また難しかった方向属性の絡む行動については、方向を意識することが前提ではなく、方向を意識できるとより強い/カッコイイものになるようだ。具体的には、まずスタミナの概念が追加される。ガードでは、スタミナの消費によってダメージを無効化し、ガードを構えた瞬間にパリィ判定が発生。方向もあわせて上手くパリィを発動させると、強力なジャストパリィによって、ダメージ増加やスタミナ回復といった恩恵が得られるそうだ。失敗した際のデメリットもないという。
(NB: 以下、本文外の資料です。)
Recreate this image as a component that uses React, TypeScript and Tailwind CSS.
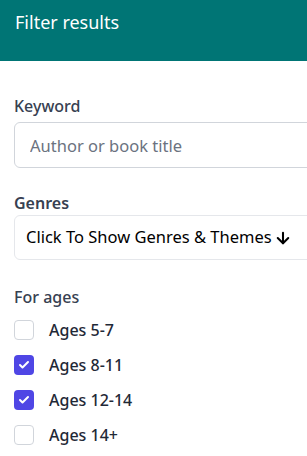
import React from 'react';
import { ArrowDown, Check } from 'lucide-react';

const ages = [
  { label: 'Ages 5-7', checked: false },
  { label: 'Ages 8-11', checked: true },
  { label: 'Ages 12-14', checked: true },
  { label: 'Ages 14+', checked: false },
];

const App: React.FC = () => {
  return (
    <div
      className="w-full min-h-[456px] overflow-hidden bg-white"
      style={{ fontFamily: '"Noto Sans", "Open Sans", sans-serif' }}
    >
      <div className="h-[61px] bg-[#007575] px-[15px] pt-[8px]">
        <h2 className="text-[18px] leading-7 text-white">Filter results</h2>
      </div>

      <div className="pl-[14px] pt-[33px]">
        <label className="block text-[16px] leading-6 font-medium text-[#374151] mb-1">Keyword</label>
        <input
          type="text"
          placeholder="Author or book title"
          className="w-[320px] h-[46px] rounded-md border border-[#d1d5db] pl-[15px] text-[16.5px] placeholder:text-[#6b7280] outline-none"
        />

        <label className="block mt-[23px] text-[16px] leading-6 font-semibold text-[#374151]">Genres</label>
        <button className="w-[320px] h-[45px] rounded-md border border-[#e5e7eb] pl-[11px] flex items-center text-[16.5px] text-black">
          Click To Show Genres &amp; Themes
          <ArrowDown className="ml-[2px] h-[18px] w-[18px]" strokeWidth={2.75} />
        </button>

        <p className="mt-[25px] mb-[3px] text-[16px] leading-6 font-medium text-[#374151]">For ages</p>
        <ul>
          {ages.map((age) => (
            <li key={age.label} className="h-[35px] flex items-center">
              {age.checked ? (
                <span className="w-5 h-5 rounded-[4px] bg-[#4f46e5] flex items-center justify-center">
                  <Check className="h-3 w-3 text-white" strokeWidth={4} />
                </span>
              ) : (
                <span className="w-5 h-5 rounded-[4px] border border-[#d1d5db] bg-white" />
              )}
              <span className="ml-[15px] text-[16px] font-medium text-[#1f2937]">{age.label}</span>
            </li>
          ))}
        </ul>
      </div>
    </div>
  );
};

export default App;
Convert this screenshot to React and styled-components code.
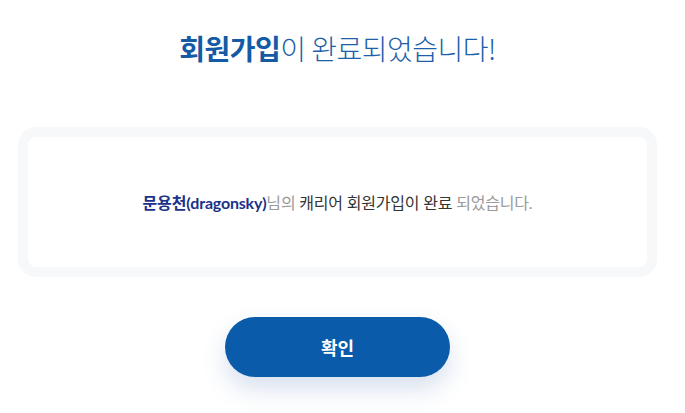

もうひとつの回避では、スタミナを消費する代わりに、無敵フレーム付きのステップをおこなうという。方向を上手くあわせて回避すると、より強力なジャスト回避が発生。ジャスト回避では、ダメージ増加やスタミナ回復といった恩恵が得られるそうだ。ジャストパリィ同様、ジャスト回避にも失敗時のデメリットはないという。『地罰上らば竜の降る』戦闘体験版では、いわゆるパリィやジャスト回避を発生させるには、攻撃の方向を見極めた上で、リスクのあるアクションを使用する必要があった。「新生地罰」では、回避に無敵時間が追加され、ガード行動内にパリィが含まれたことで、防御行動が扱いやすくなっているのだろう。また、ジャスト回避/ジャストパリィの報酬により、方向を見極めた際の報酬は維持されているのだろう。

『地罰上らば竜の降る』戦闘体験版のスクリーンショット


大きな点としては、本作には成長システムが用意されている、スキルシステムをベースに、新しいアクション獲得やアクションのレベルアップが可能、チェックポイントやボス撃破時に獲得できるポイントで、スキルの獲得/強化をおこなっていくようだ。スキルシステムにより強化対象としては、力では近接戦闘のコンボ取得や防御行動の強化 、精神ではMP(メイ)を使用するアーツ(契技)の習得、知識では回復アイテムや矢の数増加などがおこなえるという。取得したスキルの数に応じて、力では攻撃力、精神ではアーツ威力、知識では体力スタミナも上昇するそうだ。また本作はステージ選択性となり、ステージ数は3つ。占領軍に支配された拠点を解放するべく、戦うことになるようだ。資料内には、ほかにも各要素の概要や方針が紹介されている。全文については、Google ドキュメントを確認してほしい。

「新生地罰」のゲーム概要は、Googleドキュメント上で公開中だ。また「新生地罰」は、Hytacka氏およびプログラマーの御津凪氏により開発中。開発状況については、Hytacka氏のYouTubeなどで公開されている。